- _Data extract_:
╔══

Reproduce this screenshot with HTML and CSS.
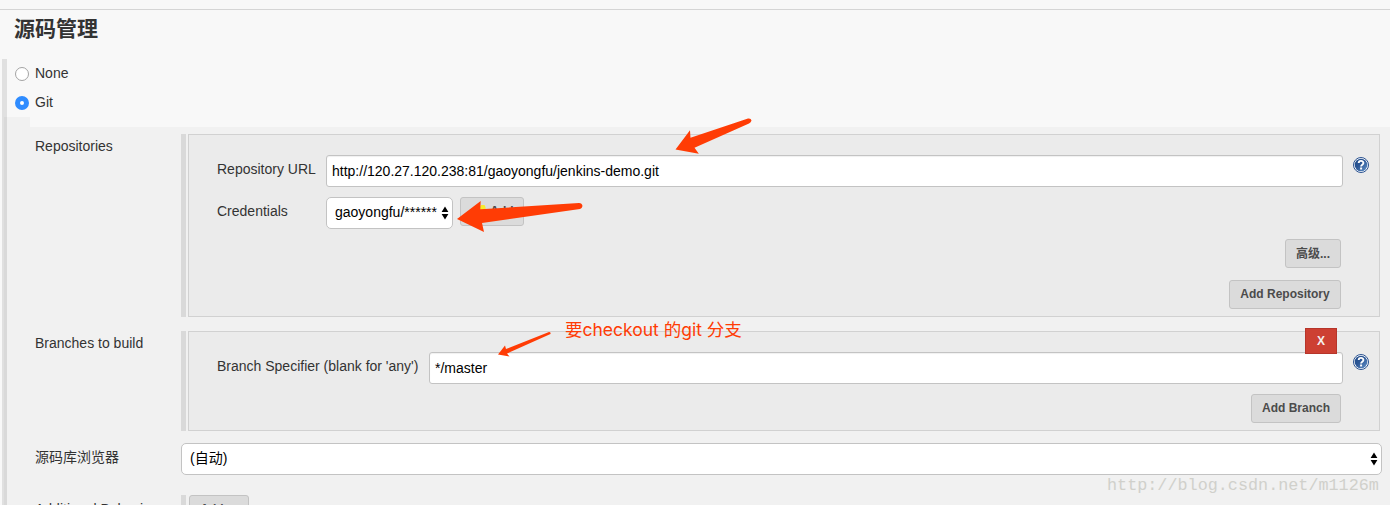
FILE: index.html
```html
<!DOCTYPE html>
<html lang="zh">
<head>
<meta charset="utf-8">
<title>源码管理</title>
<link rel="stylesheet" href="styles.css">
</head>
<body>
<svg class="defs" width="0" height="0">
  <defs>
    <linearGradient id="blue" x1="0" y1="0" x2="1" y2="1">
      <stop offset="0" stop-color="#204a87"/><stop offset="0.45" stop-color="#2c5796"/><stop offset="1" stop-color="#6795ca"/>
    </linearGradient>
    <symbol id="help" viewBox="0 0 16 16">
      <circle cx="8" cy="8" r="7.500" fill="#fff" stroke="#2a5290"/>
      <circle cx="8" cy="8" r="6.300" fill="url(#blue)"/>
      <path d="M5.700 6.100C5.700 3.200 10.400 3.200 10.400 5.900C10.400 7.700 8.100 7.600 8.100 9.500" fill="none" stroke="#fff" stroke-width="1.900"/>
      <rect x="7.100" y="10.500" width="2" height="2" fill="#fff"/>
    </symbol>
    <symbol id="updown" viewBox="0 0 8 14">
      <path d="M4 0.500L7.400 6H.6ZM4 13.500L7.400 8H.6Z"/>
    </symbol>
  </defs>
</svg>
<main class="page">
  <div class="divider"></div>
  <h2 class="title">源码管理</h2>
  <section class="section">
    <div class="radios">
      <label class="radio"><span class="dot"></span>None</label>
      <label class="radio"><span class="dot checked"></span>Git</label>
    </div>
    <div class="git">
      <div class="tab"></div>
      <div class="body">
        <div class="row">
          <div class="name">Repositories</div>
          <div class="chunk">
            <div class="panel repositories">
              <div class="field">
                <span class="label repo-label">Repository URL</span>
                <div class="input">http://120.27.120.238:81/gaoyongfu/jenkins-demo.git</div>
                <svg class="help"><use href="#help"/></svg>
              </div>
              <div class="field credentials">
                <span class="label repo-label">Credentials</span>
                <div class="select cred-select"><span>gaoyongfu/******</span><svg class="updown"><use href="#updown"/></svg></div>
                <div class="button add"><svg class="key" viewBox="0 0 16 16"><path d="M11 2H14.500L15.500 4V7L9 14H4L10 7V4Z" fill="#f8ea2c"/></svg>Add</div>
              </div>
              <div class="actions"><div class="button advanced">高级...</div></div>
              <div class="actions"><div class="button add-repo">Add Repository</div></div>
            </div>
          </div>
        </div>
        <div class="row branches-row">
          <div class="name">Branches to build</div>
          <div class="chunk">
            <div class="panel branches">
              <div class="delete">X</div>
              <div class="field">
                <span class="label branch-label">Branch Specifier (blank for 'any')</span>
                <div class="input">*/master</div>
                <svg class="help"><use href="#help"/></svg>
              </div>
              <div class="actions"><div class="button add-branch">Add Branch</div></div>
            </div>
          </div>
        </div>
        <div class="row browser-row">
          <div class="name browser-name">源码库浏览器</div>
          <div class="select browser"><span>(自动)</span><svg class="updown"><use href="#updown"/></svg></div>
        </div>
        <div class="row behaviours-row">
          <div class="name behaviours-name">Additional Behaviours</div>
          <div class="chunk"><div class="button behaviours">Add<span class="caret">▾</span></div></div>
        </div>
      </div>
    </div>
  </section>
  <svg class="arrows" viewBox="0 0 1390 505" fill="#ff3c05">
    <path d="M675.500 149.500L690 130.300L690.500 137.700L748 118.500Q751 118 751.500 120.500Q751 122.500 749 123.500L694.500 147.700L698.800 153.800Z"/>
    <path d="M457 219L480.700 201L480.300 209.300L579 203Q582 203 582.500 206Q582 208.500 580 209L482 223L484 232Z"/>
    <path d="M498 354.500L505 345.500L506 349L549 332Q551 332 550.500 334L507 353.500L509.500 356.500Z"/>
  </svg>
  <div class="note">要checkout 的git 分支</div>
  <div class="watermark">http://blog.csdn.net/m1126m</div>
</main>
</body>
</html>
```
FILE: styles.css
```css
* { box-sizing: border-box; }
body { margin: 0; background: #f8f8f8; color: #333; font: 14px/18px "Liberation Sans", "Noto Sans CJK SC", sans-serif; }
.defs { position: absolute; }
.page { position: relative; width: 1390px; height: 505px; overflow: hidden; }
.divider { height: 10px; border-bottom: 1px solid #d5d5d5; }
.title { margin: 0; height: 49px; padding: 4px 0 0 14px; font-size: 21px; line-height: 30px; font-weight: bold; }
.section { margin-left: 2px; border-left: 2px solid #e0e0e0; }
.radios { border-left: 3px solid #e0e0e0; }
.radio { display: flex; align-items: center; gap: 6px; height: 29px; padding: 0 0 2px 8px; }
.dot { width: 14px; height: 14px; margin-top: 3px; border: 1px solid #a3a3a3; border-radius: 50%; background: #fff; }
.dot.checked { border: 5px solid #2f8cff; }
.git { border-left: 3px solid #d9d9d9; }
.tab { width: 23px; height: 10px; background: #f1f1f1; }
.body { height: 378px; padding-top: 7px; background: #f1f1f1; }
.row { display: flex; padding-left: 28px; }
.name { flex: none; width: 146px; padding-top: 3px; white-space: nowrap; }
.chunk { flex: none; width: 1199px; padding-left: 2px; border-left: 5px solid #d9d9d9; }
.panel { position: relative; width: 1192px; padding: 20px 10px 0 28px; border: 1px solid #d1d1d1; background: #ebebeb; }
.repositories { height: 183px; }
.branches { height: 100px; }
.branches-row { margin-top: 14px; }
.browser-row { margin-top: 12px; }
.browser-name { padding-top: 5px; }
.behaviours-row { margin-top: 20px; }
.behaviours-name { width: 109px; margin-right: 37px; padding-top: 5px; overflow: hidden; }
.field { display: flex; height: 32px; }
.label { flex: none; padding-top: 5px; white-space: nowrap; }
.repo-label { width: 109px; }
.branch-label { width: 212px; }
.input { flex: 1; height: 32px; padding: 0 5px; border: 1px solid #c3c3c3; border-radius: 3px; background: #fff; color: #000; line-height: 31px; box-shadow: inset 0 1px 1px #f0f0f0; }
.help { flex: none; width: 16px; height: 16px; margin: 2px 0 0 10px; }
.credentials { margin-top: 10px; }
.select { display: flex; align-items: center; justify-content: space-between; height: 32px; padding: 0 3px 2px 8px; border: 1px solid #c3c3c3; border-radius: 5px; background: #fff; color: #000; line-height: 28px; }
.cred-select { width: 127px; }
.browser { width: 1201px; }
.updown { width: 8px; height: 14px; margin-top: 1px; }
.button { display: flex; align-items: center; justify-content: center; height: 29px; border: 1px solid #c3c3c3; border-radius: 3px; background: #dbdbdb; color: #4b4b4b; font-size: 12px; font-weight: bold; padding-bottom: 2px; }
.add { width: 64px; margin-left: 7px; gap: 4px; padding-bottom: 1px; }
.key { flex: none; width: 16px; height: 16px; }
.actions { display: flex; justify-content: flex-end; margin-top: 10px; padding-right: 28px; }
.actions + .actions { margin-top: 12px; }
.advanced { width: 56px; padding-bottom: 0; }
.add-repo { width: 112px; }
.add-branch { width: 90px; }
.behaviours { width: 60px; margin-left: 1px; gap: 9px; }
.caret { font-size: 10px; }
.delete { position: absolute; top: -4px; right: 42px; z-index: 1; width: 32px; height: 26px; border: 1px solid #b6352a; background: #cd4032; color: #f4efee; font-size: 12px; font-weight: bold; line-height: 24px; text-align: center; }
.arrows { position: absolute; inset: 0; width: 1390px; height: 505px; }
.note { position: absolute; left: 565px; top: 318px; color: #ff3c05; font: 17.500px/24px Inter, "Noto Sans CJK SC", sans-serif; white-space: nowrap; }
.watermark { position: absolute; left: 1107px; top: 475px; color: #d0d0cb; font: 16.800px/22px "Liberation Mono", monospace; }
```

╚══

- _Exercise_: Reproduce every line above as written, skipping pictures.

- _Output of the task_:
Reproduce this screenshot with HTML and CSS.
FILE: index.html
```html
<!DOCTYPE html>
<html lang="zh">
<head>
<meta charset="utf-8">
<title>源码管理</title>
<link rel="stylesheet" href="styles.css">
</head>
<body>
<svg class="defs" width="0" height="0">
  <defs>
    <linearGradient id="blue" x1="0" y1="0" x2="1" y2="1">
      <stop offset="0" stop-color="#204a87"/><stop offset="0.45" stop-color="#2c5796"/><stop offset="1" stop-color="#6795ca"/>
    </linearGradient>
    <symbol id="help" viewBox="0 0 16 16">
      <circle cx="8" cy="8" r="7.500" fill="#fff" stroke="#2a5290"/>
      <circle cx="8" cy="8" r="6.300" fill="url(#blue)"/>
      <path d="M5.700 6.100C5.700 3.200 10.400 3.200 10.400 5.900C10.400 7.700 8.100 7.600 8.100 9.500" fill="none" stroke="#fff" stroke-width="1.900"/>
      <rect x="7.100" y="10.500" width="2" height="2" fill="#fff"/>
    </symbol>
    <symbol id="updown" viewBox="0 0 8 14">
      <path d="M4 0.500L7.400 6H.6ZM4 13.500L7.400 8H.6Z"/>
    </symbol>
  </defs>
</svg>
<main class="page">
  <div class="divider"></div>
  <h2 class="title">源码管理</h2>
  <section class="section">
    <div class="radios">
      <label class="radio"><span class="dot"></span>None</label>
      <label class="radio"><span class="dot checked"></span>Git</label>
    </div>
    <div class="git">
      <div class="tab"></div>
      <div class="body">
        <div class="row">
          <div class="name">Repositories</div>
          <div class="chunk">
            <div class="panel repositories">
              <div class="field">
                <span class="label repo-label">Repository URL</span>
                <div class="input">http://120.27.120.238:81/gaoyongfu/jenkins-demo.git</div>
                <svg class="help"><use href="#help"/></svg>
              </div>
              <div class="field credentials">
                <span class="label repo-label">Credentials</span>
                <div class="select cred-select"><span>gaoyongfu/******</span><svg class="updown"><use href="#updown"/></svg></div>
                <div class="button add"><svg class="key" viewBox="0 0 16 16"><path d="M11 2H14.500L15.500 4V7L9 14H4L10 7V4Z" fill="#f8ea2c"/></svg>Add</div>
              </div>
              <div class="actions"><div class="button advanced">高级...</div></div>
              <div class="actions"><div class="button add-repo">Add Repository</div></div>
            </div>
          </div>
        </div>
        <div class="row branches-row">
          <div class="name">Branches to build</div>
          <div class="chunk">
            <div class="panel branches">
              <div class="delete">X</div>
              <div class="field">
                <span class="label branch-label">Branch Specifier (blank for 'any')</span>
                <div class="input">*/master</div>
                <svg class="help"><use href="#help"/></svg>
              </div>
              <div class="actions"><div class="button add-branch">Add Branch</div></div>
            </div>
          </div>
        </div>
        <div class="row browser-row">
          <div class="name browser-name">源码库浏览器</div>
          <div class="select browser"><span>(自动)</span><svg class="updown"><use href="#updown"/></svg></div>
        </div>
        <div class="row behaviours-row">
          <div class="name behaviours-name">Additional Behaviours</div>
          <div class="chunk"><div class="button behaviours">Add<span class="caret">▾</span></div></div>
        </div>
      </div>
    </div>
  </section>
  <svg class="arrows" viewBox="0 0 1390 505" fill="#ff3c05">
    <path d="M675.500 149.500L690 130.300L690.500 137.700L748 118.500Q751 118 751.500 120.500Q751 122.500 749 123.500L694.500 147.700L698.800 153.800Z"/>
    <path d="M457 219L480.700 201L480.300 209.300L579 203Q582 203 582.500 206Q582 208.500 580 209L482 223L484 232Z"/>
    <path d="M498 354.500L505 345.500L506 349L549 332Q551 332 550.500 334L507 353.500L509.500 356.500Z"/>
  </svg>
  <div class="note">要checkout 的git 分支</div>
  <div class="watermark">http://blog.csdn.net/m1126m</div>
</main>
</body>
</html>
```
FILE: styles.css
```css
* { box-sizing: border-box; }
body { margin: 0; background: #f8f8f8; color: #333; font: 14px/18px "Liberation Sans", "Noto Sans CJK SC", sans-serif; }
.defs { position: absolute; }
.page { position: relative; width: 1390px; height: 505px; overflow: hidden; }
.divider { height: 10px; border-bottom: 1px solid #d5d5d5; }
.title { margin: 0; height: 49px; padding: 4px 0 0 14px; font-size: 21px; line-height: 30px; font-weight: bold; }
.section { margin-left: 2px; border-left: 2px solid #e0e0e0; }
.radios { border-left: 3px solid #e0e0e0; }
.radio { display: flex; align-items: center; gap: 6px; height: 29px; padding: 0 0 2px 8px; }
.dot { width: 14px; height: 14px; margin-top: 3px; border: 1px solid #a3a3a3; border-radius: 50%; background: #fff; }
.dot.checked { border: 5px solid #2f8cff; }
.git { border-left: 3px solid #d9d9d9; }
.tab { width: 23px; height: 10px; background: #f1f1f1; }
.body { height: 378px; padding-top: 7px; background: #f1f1f1; }
.row { display: flex; padding-left: 28px; }
.name { flex: none; width: 146px; padding-top: 3px; white-space: nowrap; }
.chunk { flex: none; width: 1199px; padding-left: 2px; border-left: 5px solid #d9d9d9; }
.panel { position: relative; width: 1192px; padding: 20px 10px 0 28px; border: 1px solid #d1d1d1; background: #ebebeb; }
.repositories { height: 183px; }
.branches { height: 100px; }
.branches-row { margin-top: 14px; }
.browser-row { margin-top: 12px; }
.browser-name { padding-top: 5px; }
.behaviours-row { margin-top: 20px; }
.behaviours-name { width: 109px; margin-right: 37px; padding-top: 5px; overflow: hidden; }
.field { display: flex; height: 32px; }
.label { flex: none; padding-top: 5px; white-space: nowrap; }
.repo-label { width: 109px; }
.branch-label { width: 212px; }
.input { flex: 1; height: 32px; padding: 0 5px; border: 1px solid #c3c3c3; border-radius: 3px; background: #fff; color: #000; line-height: 31px; box-shadow: inset 0 1px 1px #f0f0f0; }
.help { flex: none; width: 16px; height: 16px; margin: 2px 0 0 10px; }
.credentials { margin-top: 10px; }
.select { display: flex; align-items: center; justify-content: space-between; height: 32px; padding: 0 3px 2px 8px; border: 1px solid #c3c3c3; border-radius: 5px; background: #fff; color: #000; line-height: 28px; }
.cred-select { width: 127px; }
.browser { width: 1201px; }
.updown { width: 8px; height: 14px; margin-top: 1px; }
.button { display: flex; align-items: center; justify-content: center; height: 29px; border: 1px solid #c3c3c3; border-radius: 3px; background: #dbdbdb; color: #4b4b4b; font-size: 12px; font-weight: bold; padding-bottom: 2px; }
.add { width: 64px; margin-left: 7px; gap: 4px; padding-bottom: 1px; }
.key { flex: none; width: 16px; height: 16px; }
.actions { display: flex; justify-content: flex-end; margin-top: 10px; padding-right: 28px; }
.actions + .actions { margin-top: 12px; }
.advanced { width: 56px; padding-bottom: 0; }
.add-repo { width: 112px; }
.add-branch { width: 90px; }
.behaviours { width: 60px; margin-left: 1px; gap: 9px; }
.caret { font-size: 10px; }
.delete { position: absolute; top: -4px; right: 42px; z-index: 1; width: 32px; height: 26px; border: 1px solid #b6352a; background: #cd4032; color: #f4efee; font-size: 12px; font-weight: bold; line-height: 24px; text-align: center; }
.arrows { position: absolute; inset: 0; width: 1390px; height: 505px; }
.note { position: absolute; left: 565px; top: 318px; color: #ff3c05; font: 17.500px/24px Inter, "Noto Sans CJK SC", sans-serif; white-space: nowrap; }
.watermark { position: absolute; left: 1107px; top: 475px; color: #d0d0cb; font: 16.800px/22px "Liberation Mono", monospace; }
```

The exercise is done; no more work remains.